Working with the elements
- Elysia studied ceramics in China
- She has exhibited extensively in Cyprus and Italy
- Her unique vessels communicate her feelings
Elysia Athanatos studied Art and Sculpture in the United Kingdom and Italy, and then travelled all the way to China to explore and master porcelain, a material that combines the qualities of clay and glass. After China, she did a specialised course in Faenza ceramics and an artist residency in Denmark, where she explored wood firing. Elysia's recent work focuses on the relationship between the inside and the outside, ‘the void’, an empty space that gets filled with light while applying gold in the inside, producing a complete piece of art. For Elysia, clay, vessel and ceramics are terms that carry the weight of the past and its memory. She respects their history but does not feel confined by it. Her life and work are all about transmitting various sensations.
Discover her work
INTERVIEW
I started my BA in Applied Arts at Middlesex University and then I completed my studies as a sculptor at the Accademia di Belle Arti of Florence. Yet my first contact with ceramics was in Jingdezhen (the Chinese city of porcelain) where I worked at Sanbao International Artist Residency.

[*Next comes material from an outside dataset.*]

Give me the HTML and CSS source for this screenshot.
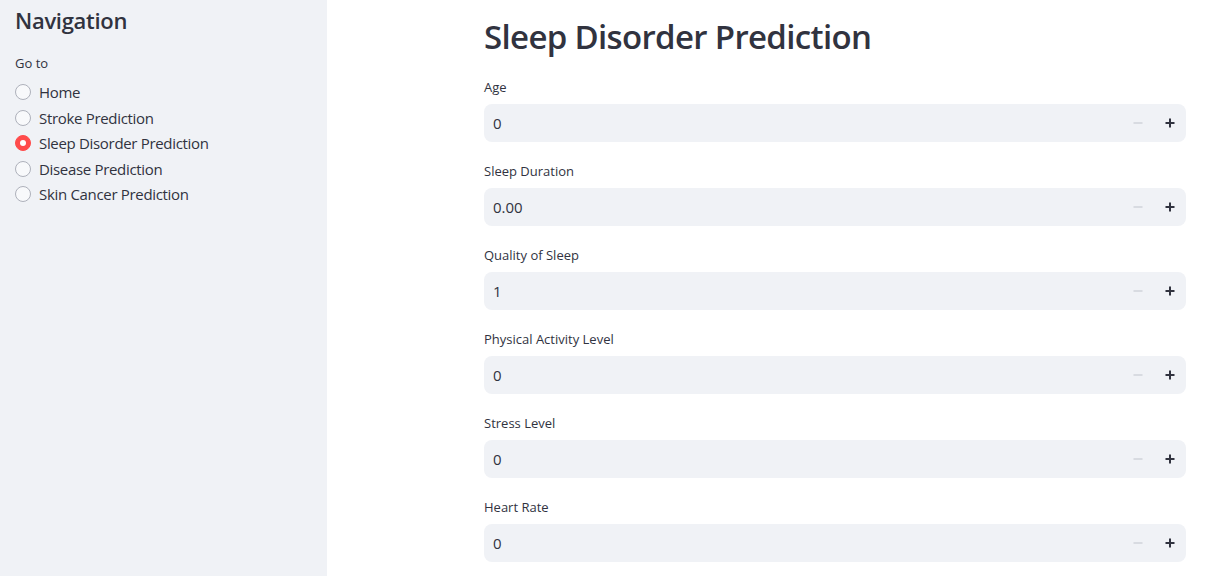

I went to China to understand a material composed of glass and clay. I was dazzled with the alchemy and the way in which the elements react and interact with each other, bringing out different results. Ceramics for me is nothing less than working with the elements.
China was where I sat on a potter’s wheel for the first time. I had no instructions, no lessons. It was just a decision to sit, chuck a piece of clay and spin the wheel! Ten years later and I am still on a wheel with larger chunks of clay, challenging gravity, water, fire, air and earth.
People see an archaic archetype in my clay works, maybe because I work with vessel forms. I must say that it is not conscious, though there must be a deeper root. I work with ancient techniques but I break their rules and limitations.